1 См.: Булгаков С. Н. Героизм и подвижничество. Из размышлений о религиозной природе русской интеллигенции // Вехи. М., 1991.

«Вся беда литературы в том.., что в ней слишком много смысла. В реальной жизни никакого смысла нет... В книгах есть связность, в книгах есть стиль. Реальность не обладает ни тем, ни другим. По сути дела, жизнь — это цепочка дурацких событий... Характерная черта реальности — присущее ей несоответствие... лучшим образцам Мысли и Слова... Странная штука, но ближе всего к действительности оказываются как раз те книги, в которых, по общепринятому мнению, меньше всего правды» 1. Меньше «Слова и Мысли», а также «правды» — это как раз о киче, чья принципиальная особенность — клишированность слова и образа, формульность темы и сюжета. Поняв это, не впадешь в изумление от реплики какой-нибудь тамбовской домохозяйки, увлеченной перипетиями телесериала из жизни бразильской аристократии: «Это все о моей жизни». Это и вправду о ее жизни, о ее сознании, ибо просто и понятно, хотя и с незатейливыми завитушками: добро есть добро, а зло есть зло, и несчастная героиня будет счастлива, и порок наказан, — а что еще надо для чаемой жизни?..

И еще о близости кича и жизни, на сей раз у Г. К. Честертона. Позволим себе пространную цитату, ибо эссе, откуда она взята, мало известно российскому читателю.

«Теперь принято смеяться над конфетным искусством, то есть над искусством плоским и приторным. И действительно нетрудно, хотя и противно, вообразить коробку конфет, на которой розово-голубая девица в золотых буклях стоит на балконе под луной с розой в руке. Она может вместо розы судорожно сжимать письмо, или сверкать обручальным кольцом, или томно махать платочком вслед гондоле назло чувствительному зрителю. Я очень жалею этого зрителя, но не соглашаюсь с ним.

Что мы имеем в виду, когда называем такую картинку идиотской, пошлой или тошнотворной?.. Мы чувствуем, что это — не картина, а копия; точнее — копия с тысячной копии...
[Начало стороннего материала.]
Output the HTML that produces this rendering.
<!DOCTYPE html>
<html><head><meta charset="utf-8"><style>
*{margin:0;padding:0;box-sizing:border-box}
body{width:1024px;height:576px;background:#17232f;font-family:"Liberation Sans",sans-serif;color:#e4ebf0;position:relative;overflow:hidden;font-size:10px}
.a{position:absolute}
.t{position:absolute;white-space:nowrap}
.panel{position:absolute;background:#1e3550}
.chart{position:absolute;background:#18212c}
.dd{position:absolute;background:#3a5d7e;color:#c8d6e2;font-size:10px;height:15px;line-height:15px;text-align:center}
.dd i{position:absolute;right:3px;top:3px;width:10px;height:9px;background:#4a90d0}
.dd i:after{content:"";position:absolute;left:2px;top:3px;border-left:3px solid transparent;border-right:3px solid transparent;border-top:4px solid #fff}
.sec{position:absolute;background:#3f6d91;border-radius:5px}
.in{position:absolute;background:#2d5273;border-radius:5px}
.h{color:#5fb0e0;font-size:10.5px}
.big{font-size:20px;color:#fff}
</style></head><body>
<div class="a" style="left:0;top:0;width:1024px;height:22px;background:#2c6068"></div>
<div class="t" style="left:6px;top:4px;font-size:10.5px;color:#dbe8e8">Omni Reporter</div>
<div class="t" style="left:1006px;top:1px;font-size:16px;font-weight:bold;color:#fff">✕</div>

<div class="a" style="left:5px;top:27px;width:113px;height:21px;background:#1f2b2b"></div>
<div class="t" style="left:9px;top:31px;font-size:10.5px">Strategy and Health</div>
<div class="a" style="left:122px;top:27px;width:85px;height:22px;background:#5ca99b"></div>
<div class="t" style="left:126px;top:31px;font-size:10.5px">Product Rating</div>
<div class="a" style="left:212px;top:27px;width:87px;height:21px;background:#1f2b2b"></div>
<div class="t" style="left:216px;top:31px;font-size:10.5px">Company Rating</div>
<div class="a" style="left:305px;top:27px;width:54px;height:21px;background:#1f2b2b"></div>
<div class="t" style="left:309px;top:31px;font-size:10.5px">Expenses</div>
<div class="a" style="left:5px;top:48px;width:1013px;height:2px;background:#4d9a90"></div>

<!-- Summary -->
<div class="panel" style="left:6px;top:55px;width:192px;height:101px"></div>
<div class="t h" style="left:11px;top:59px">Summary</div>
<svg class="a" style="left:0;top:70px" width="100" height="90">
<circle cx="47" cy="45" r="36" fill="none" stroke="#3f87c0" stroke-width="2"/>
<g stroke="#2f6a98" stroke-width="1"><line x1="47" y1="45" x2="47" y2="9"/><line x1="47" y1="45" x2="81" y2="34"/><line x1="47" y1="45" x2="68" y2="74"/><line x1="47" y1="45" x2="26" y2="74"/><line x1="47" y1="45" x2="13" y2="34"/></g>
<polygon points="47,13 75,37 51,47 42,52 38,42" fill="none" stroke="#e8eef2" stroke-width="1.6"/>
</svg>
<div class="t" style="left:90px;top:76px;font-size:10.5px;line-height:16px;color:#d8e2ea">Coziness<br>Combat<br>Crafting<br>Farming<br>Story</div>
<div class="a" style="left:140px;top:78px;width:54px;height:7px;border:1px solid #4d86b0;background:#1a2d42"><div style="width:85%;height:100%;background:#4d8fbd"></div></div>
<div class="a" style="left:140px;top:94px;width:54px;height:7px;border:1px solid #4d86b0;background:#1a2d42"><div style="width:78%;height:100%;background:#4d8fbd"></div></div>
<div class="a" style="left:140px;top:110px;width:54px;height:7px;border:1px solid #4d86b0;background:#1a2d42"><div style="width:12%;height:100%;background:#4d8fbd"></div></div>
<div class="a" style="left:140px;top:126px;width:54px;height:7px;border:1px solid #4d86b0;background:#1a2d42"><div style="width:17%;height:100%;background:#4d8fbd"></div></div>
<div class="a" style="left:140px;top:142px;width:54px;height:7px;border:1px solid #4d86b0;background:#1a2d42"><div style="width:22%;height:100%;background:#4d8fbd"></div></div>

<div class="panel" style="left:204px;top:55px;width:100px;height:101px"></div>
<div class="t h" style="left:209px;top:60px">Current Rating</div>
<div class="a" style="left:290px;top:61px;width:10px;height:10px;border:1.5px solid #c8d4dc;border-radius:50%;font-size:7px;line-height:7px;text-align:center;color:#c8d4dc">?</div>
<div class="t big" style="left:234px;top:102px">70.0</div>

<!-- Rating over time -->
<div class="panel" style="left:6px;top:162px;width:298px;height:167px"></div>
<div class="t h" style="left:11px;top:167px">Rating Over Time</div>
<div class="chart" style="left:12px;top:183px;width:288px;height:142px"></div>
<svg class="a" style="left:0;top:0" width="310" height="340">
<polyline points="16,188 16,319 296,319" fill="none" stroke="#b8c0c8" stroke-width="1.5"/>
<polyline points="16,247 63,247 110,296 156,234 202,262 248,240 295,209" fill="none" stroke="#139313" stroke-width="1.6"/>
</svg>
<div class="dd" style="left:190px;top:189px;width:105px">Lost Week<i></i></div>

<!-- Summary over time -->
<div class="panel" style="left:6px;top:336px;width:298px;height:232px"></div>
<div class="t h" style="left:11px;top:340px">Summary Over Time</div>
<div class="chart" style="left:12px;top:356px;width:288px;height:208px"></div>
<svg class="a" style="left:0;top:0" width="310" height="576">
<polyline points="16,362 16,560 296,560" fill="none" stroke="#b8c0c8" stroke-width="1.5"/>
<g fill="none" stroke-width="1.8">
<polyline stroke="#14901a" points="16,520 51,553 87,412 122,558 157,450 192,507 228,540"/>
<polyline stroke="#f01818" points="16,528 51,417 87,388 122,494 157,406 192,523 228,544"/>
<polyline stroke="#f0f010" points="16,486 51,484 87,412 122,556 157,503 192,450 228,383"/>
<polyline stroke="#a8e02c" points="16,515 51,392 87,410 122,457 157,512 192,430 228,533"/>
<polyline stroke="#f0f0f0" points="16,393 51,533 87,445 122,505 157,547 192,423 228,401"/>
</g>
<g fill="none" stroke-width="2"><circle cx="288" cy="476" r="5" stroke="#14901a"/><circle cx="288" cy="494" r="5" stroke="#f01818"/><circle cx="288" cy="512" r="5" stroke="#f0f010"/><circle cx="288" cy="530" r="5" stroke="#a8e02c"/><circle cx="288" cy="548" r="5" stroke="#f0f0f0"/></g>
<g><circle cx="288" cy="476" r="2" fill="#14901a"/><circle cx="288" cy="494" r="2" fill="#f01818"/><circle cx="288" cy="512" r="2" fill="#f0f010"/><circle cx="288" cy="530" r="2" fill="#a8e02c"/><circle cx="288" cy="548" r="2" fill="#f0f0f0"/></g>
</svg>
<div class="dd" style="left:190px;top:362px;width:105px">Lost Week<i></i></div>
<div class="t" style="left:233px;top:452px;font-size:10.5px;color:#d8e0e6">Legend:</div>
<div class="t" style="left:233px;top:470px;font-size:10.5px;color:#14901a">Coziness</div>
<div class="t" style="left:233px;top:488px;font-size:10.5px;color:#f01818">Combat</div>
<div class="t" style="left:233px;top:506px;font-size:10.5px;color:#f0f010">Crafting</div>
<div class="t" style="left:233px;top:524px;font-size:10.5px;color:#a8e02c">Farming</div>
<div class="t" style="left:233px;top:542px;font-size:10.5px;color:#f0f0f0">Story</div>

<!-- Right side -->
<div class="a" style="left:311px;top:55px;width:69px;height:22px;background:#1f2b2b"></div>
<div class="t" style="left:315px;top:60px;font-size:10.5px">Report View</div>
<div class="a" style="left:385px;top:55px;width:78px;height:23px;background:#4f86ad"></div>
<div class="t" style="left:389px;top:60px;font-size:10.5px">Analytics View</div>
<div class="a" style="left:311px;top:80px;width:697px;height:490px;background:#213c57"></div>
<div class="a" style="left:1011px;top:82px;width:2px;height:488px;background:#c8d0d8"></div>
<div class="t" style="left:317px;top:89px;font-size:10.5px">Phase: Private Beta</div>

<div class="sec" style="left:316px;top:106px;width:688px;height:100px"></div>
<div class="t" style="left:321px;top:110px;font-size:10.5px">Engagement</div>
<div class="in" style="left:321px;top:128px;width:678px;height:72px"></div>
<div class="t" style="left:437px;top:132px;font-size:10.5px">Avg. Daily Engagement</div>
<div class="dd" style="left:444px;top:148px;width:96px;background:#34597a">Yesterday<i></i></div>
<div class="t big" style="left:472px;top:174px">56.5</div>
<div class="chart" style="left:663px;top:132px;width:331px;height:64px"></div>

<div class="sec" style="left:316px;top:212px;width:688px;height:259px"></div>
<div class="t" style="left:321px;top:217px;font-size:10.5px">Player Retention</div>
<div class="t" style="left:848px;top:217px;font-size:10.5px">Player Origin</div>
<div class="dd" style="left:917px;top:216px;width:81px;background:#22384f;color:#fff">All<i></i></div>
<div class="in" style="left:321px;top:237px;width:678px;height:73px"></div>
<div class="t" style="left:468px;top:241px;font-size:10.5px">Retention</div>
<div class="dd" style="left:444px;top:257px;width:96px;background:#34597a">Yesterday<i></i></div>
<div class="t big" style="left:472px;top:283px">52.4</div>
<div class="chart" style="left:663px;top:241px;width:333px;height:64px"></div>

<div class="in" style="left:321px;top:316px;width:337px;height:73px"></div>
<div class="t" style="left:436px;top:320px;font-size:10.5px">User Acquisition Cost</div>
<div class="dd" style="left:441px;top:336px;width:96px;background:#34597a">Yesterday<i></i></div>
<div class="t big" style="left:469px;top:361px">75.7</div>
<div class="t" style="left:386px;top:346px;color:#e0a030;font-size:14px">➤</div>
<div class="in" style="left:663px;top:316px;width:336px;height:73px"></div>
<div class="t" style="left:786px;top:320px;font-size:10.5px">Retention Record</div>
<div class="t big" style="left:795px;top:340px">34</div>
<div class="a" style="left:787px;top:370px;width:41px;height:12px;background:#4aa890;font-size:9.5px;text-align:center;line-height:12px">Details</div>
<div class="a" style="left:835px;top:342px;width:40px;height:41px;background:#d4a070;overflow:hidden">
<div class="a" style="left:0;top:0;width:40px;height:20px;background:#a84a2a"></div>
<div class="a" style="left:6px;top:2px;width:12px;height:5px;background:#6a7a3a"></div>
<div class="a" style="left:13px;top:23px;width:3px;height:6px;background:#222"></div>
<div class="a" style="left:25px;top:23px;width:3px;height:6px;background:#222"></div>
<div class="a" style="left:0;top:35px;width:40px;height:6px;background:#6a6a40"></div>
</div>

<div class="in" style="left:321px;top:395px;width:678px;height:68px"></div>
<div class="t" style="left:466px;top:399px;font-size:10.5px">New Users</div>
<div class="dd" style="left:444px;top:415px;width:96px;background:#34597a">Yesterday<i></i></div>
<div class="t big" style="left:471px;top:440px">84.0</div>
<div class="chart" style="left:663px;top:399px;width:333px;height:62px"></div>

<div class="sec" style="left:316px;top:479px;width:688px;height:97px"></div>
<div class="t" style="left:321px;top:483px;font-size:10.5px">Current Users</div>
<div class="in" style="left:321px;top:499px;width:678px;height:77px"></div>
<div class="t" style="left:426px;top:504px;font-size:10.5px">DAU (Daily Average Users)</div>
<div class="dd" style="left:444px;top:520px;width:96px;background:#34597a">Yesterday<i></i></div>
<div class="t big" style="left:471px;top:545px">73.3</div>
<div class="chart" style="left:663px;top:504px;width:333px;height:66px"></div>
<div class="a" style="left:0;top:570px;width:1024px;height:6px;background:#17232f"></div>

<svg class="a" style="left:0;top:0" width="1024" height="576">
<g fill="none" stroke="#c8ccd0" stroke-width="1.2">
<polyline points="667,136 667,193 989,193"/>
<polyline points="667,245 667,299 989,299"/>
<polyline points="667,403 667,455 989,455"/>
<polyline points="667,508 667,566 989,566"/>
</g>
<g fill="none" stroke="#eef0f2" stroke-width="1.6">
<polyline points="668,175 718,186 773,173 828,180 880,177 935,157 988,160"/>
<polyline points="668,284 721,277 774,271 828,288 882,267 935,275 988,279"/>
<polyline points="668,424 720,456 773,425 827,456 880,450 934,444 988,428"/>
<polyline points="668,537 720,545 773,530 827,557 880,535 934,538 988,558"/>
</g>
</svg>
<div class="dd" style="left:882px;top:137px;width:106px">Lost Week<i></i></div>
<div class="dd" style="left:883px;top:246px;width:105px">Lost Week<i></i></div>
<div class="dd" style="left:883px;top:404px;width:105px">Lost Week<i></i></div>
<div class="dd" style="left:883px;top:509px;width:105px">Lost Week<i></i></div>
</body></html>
Но розы не копируют роз, лунный свет не копирует лунного света, и даже девушка — копирует девушку только внешне. Представьте, что это происходит в жизни; ничего тошнотворного тут нет. Девушка — молодая особа женского пола, впервые явившаяся в мир, а чувства ее впервые явились к ней.... Когда речь идет о жизни, оригинальность и приоритет не так уж важны. Но если жизнь для вас — скучный, приевшийся узор, роза покажется вам бумажной, лунный свет — театральным. Вы обрадуетесь любому новшеству и восхититесь тем, кто нарисует розу черной,.. а лунный свет — зеленым... Вы правы. Однако в жизни роза остается розой, месяц — месяцем, а девушки не перестанут радоваться им или хранить верность кольцу. Переворот в искусстве — одно, в нравственности — другое. Смешивать их нелепо. Из того, что вам опостылели луна и розы на коробках, не следует, что луна больше не вызывает приливов, а розам не полезен чернозем..
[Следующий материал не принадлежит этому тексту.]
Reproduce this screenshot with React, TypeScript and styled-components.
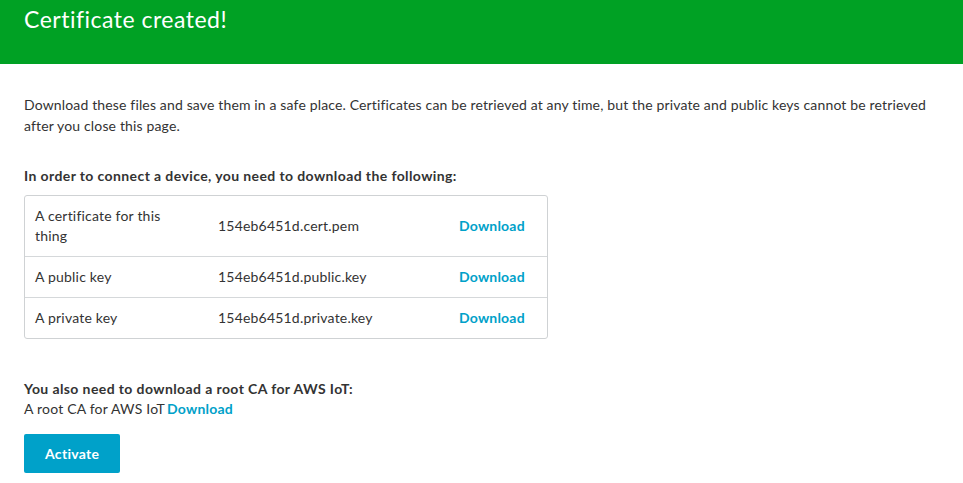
import React from "react";
import styled, { createGlobalStyle } from "styled-components";

const GlobalStyle = createGlobalStyle`
  html, body {
    margin: 0;
    padding: 0;
    background: #ffffff;
  }
  body {
    font-family: Lato, "Liberation Sans", Arial, sans-serif;
    color: #333333;
    letter-spacing: 0.2px;
  }
`;

const Page = styled.div`
  width: 963px;
  min-height: 483px;
  background: #ffffff;
`;

const Banner = styled.header`
  height: 64px;
  background: #00a124;
  padding: 4px 24px 0;
  box-sizing: border-box;
`;

const Title = styled.h1`
  margin: 0;
  font-size: 23px;
  line-height: 30px;
  font-weight: 400;
  letter-spacing: 0.5px;
  color: #ffffff;
`;

const Content = styled.main`
  padding: 30px 24px 0;
  display: flex;
  flex-direction: column;
  align-items: flex-start;
`;

const Paragraph = styled.p`
  margin: 0;
  font-size: 14px;
  line-height: 21px;
  letter-spacing: 0.15px;
  color: #333333;
`;

const Heading = styled.h2<{ $top: number }>`
  margin: ${(p) => p.$top}px 0 0;
  font-size: 14px;
  line-height: 21px;
  font-weight: 700;
  letter-spacing: 0.4px;
  color: #333333;
`;

const Table = styled.div`
  margin-top: 9px;
  width: 524px;
  border: 1px solid #cfd2d4;
  border-radius: 3px;
  box-sizing: border-box;
`;

const Row = styled.div`
  display: grid;
  grid-template-columns: 183px 241px 1fr;
  align-items: center;
  & + & {
    border-top: 1px solid #d5d8da;
  }
`;

const Cell = styled.div<{ $narrow?: boolean }>`
  padding: 10px ${(p) => (p.$narrow ? "30px" : "10px")} 10px 10px;
  font-size: 14px;
  line-height: 20px;
  color: #333333;
`;

const Link = styled.a`
  font-size: 14px;
  line-height: 20px;
  font-weight: 700;
  color: #00a1c9;
  text-decoration: none;
  cursor: pointer;
`;

const Line = styled.div`
  font-size: 14px;
  line-height: 20px;
  color: #333333;
  display: flex;
  gap: 2px;
`;

const Button = styled.button`
  margin-top: 15px;
  height: 39px;
  padding: 0 21px;
  border: none;
  border-radius: 2px;
  background: #00a1c9;
  color: #ffffff;
  font-family: inherit;
  font-size: 14px;
  font-weight: 700;
  letter-spacing: 0.3px;
  cursor: pointer;
`;

const files = [
  { label: "A certificate for this thing", name: "154eb6451d.cert.pem" },
  { label: "A public key", name: "154eb6451d.public.key" },
  { label: "A private key", name: "154eb6451d.private.key" },
];

export default function App() {
  return (
    <Page>
      <GlobalStyle />
      <Banner>
        <Title>Certificate created!</Title>
      </Banner>
      <Content>
        <Paragraph>
          Download these files and save them in a safe place. Certificates can be retrieved at any time, but the
          private and public keys cannot be retrieved after you close this page.
        </Paragraph>
        <Heading $top={29}>In order to connect a device, you need to download the following:</Heading>
        <Table>
          {files.map((f) => (
            <Row key={f.name}>
              <Cell $narrow>{f.label}</Cell>
              <Cell>{f.name}</Cell>
              <Cell>
                <Link>Download</Link>
              </Cell>
            </Row>
          ))}
        </Table>
        <Heading $top={39}>You also need to download a root CA for AWS IoT:</Heading>
        <Line>
          <span>A root CA for AWS IoT</span>
          <Link>Download</Link>
        </Line>
        <Button>Activate</Button>
      </Content>
    </Page>
  );
}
Короче говоря, то, что критики зовут романтизмом, вполне реально, более того — вполне рационально. Чем удачней человек пользуется разумом, тем ему яснее, что реальность не меняется от того, что ее иначе изобразили.

--------------------------

1 Олдос Хаксли. Гений и богиня//Иностранная литература. 1991. №5. С. 90.

Повторяется же, приедается только изображение; чувства остаются чувствами, люди — людьми. Если в жизни, а не в книге, девушка ждет мужчину, чувства ее — весьма древние — только что явились в мир. Если она сорвала розу, у нее в руке — древнейший символ, но совсем свежий цветок. Мы видим всю непреходящую ценность девушки или розы, если голова у нас не забита модными изысканиями; если же забита — мы увидим, что они похожи на картинку с коробки, а не на полотно с последней выставки. Если мы думаем только о стихах, картинах и стилях, романтика для нас — надуманна и старомодна. Если мы думаем о людях, мы знаем, что они — романтичны. Розы прекрасны и таинственны, хотя всем нам надоели стихи о них. Тот, кто это понимает, живет в мире фактов. Тот, кто думает только о безвкусице аляповатых стишков или обоев, живет в мире мнимостей» 1.

Хотя кич — явление повсюдное, он особым образом связан со спецификой русского менталитета.

Возможно, наиболее существенное отличие русского мироощущения от европейского заключается в том, что в основе первого лежит чувство безосновности человеческого существования, и в этом смысле мы живем в случайном мире, где все возможно; в основе второго — чувство законосообразности мира, его организованности, упорядоченности. И что же остается человеку? В Европе — поддерживать этот разумно устроенный прочный мир (анархизм и левачество — девиантные формы мирочувствия). В России — или постоянно жить, ощущая под собой хаос, хлябь, т. е. в вечной «пограничной ситуации»; или изменить этот мир, чтобы он стал, наконец, устойчивым (а потому для России девиантны конформизм и консерватизм).

Однако менять реальность можно материальными и идеальными средствами. Интеллигенция прибегала и к тем и к другим, — и мир меняла, и выстраивала его согласно собственным идеологемам. Кич — ментальный способ сделать мир твердым, надежным, прозрачным для обыденного сознания, для «простого человека». Отсюда — особая потребность нормального русского обывателя сделать этот свет пригодным для житья путем приручения его украшением, членением пространства и времени, привычной семантизацией быта и отсюда же — неприятие всего этого революционной интеллигенцией, притязающей на изменение самой жизни в ее основах, или хотя бы высоколобость в ее осмыслении и на протяжении всего своего полуторавекового существования обзывающей простого человека и его мир «мещанством». В этом последнем слове русский язык объединил понятия мещанства как социального слоя и мещанства как презираемого, мелочного, убогого в своей духовной примитивности образа жизни.